I’m referring to two tutus too!
I’ve got 00 buckshot all up and down in mine. I figure if someone’s entered my locked house at night, then someone has it coming to them.
Magnum slug, you say....
Must be for people with fancy cars and FOBS.
My forward operating base is not near home.
Thanks!
Gunshot wound should scare them off just fine. If I can reach my car keys, I can reach my 1911. Plus, car keys ain’t gonna help much if you don’t wake up ‘til they’re already in the house.
My truck doesn’t have one of those panic buttons anyway.
SnakeDoc
My keys, one of my 2 1911 Kimbers (plus 3-5 Wilson Combat Mags w/ 230gr HPs) and Mr Remy 870 are at-hand, plus the building is well-secured w/ alarm system on in-house battery back-up. Had to raise the motion sensors 14”, since cats’ tails would set them off. LOL.
My Dobe runs the perimeter constantly. Smart dogs.
I love your wife...she reminds me so much of mine! (J/K! We both know *I’m* the one who does the “pocket alarm!”)
All it’s gonna do is scare the carp out of the raccoons
which safe do you recommend?
Google wax slugs.
My dog hears this stuff long before I can and makes almost as much noise. ;-)
I grew up that way. When I went to college in the big city, I quickly learned to lock the doors. I wasn't quite as quick learning to take the keys out of the ignition.
I did get quite good at opening my locked car door. Once on the Staten Island Ferry, I learned many new cuss words as I tried to open that door after we docked at Manhattan.
Not a bad idea, I’ll keep them near the Mossberg.


Alarms aren’t a bad thing, but I wouldn’t be overly reliant on it. First, people are accustomed to car alarms going off and aren’t going to come running.
If the intruder intends to do you harm, they understand that you likely tripped the car alarm and they also know how to turn it off with the same key fob.
I had a 100 lb dog that hated strangers and had tremendously powerful jaws(I really miss him). I considered him to be my 10 second warning. He might have scared an intruder or worse, but I assumed that a serious intruder would kill him, but that I would have gotten my 10 seconds to react.

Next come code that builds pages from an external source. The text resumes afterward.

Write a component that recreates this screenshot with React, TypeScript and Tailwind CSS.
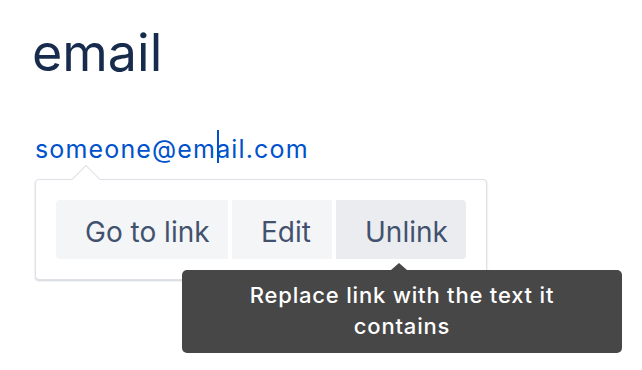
import React from "react";

export default function App() {
  return (
    <div
      className="relative h-[370px] w-[642px] overflow-hidden bg-white"
      style={{ fontFamily: "Inter, 'Noto Sans', sans-serif" }}
    >
      <div className="flex flex-col items-start pl-[34px] pt-[27px]">
        <h1 className="-ml-[2px] text-[52px] font-normal leading-[52px] text-[#172b4d]">email</h1>
        <div className="mt-[58px] pl-[1px] text-[25px] leading-[24px] tracking-[1.15px] text-[#0052cc]">
          someone@em
          <span className="relative">
            <span className="absolute left-[1px] top-[-4px] h-[33px] w-[2px] bg-[#0052cc]" />
          </span>
          ail.com
        </div>
        <div className="relative ml-[1px] mt-[18px] w-[452px] rounded-[4px] border border-[#dfe1e6] bg-white p-[20px] shadow-[0_1px_2px_rgba(9,30,66,0.2)]">
          <div className="absolute left-[40px] top-[-11px] h-[20px] w-[20px] rotate-45 border-l border-t border-[#dfe1e6] bg-white" />
          <div className="relative flex gap-[4px] text-[28px] leading-[28px] text-[#42526e]">
            <div className="h-[59px] w-[172px] rounded-l-[4px] bg-[#f4f5f7] pl-[29px] pt-[18px]">Go to link</div>
            <div className="h-[59px] w-[100px] bg-[#f4f5f7] pl-[29px] pt-[18px]">Edit</div>
            <div className="h-[59px] w-[130px] rounded-r-[4px] bg-[#ebecf0] pl-[29px] pt-[18px]">Unlink</div>
          </div>
        </div>
      </div>
      <div className="absolute left-[182px] top-[270px] h-[83px] w-[440px] rounded-[5px] bg-[#474747] pt-[10px] text-center text-[22px] font-medium leading-[31px] tracking-[0.8px] text-white">
        <div className="absolute left-[209px] top-[-7px] h-0 w-0 border-b-[7px] border-l-[8px] border-r-[8px] border-b-[#474747] border-l-transparent border-r-transparent" />
        Replace link with the text it
        <br />
        contains
      </div>
    </div>
  );
}
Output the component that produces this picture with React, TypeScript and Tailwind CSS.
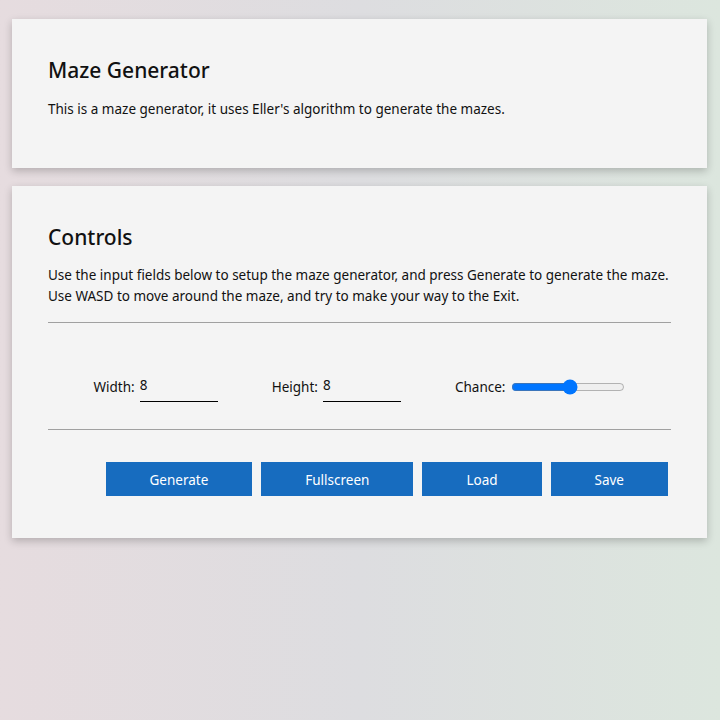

In reading reports on home invasions, women are most likely to be the victims of what I would call armed and motivated attackers who may not even care about getting caught, but relish the idea of the woman feeling totally defenseless and frightened... like the look in her eyes when he picks up the key fob and turns off the alarm.
So yea, great idea, as long as you also have an active means of defense.
I consider it my moral duty to kill any piece of trash who would break into my house. It saves the next victims from becoming victims at all.
Carl orff -Carmina Burana /Koninklijke Chorale Cæcilia
http://www.youtube.com/watch?v=MPjy55Y6hWU
Running the slide on a 870 model Remington shotgun back and closed to make that distinctive sound that says "I'm loaded and ready for war". It makes most people stop and think about what they are going to do next.
Regards,
GtG
My keys are in my pants pocket. My gun is beside the bed. The 5 D cell Mag light is at the bottom of the stairs - dogs everywhere.
I don’t think I need the panic button.
I’d rather grab my Number Tac II with 230 grain JHP by Hornady and move to cover.
I’d rather grab my Number Tac II with 230 grain JHP by Hornady and move to cover.
While covered take my 1,000 lumen flashlight and aim it toward the door with one hand and gun in the other.
They will die blind and shocked.
Ditto. I keep cars in two locations. My van at the South side of the house & barn and my pickup in the north end carport. I keep both fob’s on my night stand along with my SR 40 Ruger. Each location has a dusk to dawn light, motion sensor lights, (the south motion sensor light by the barn shoots light right into my bedroom when it is triggered, I have pinged the car alarms more than once. Occasionally when the motion sensor light gets activated, usually by a four legged critter, once by a Barred Owl. We’ve had two break-ins, none since I started using the car alarms in this fashion.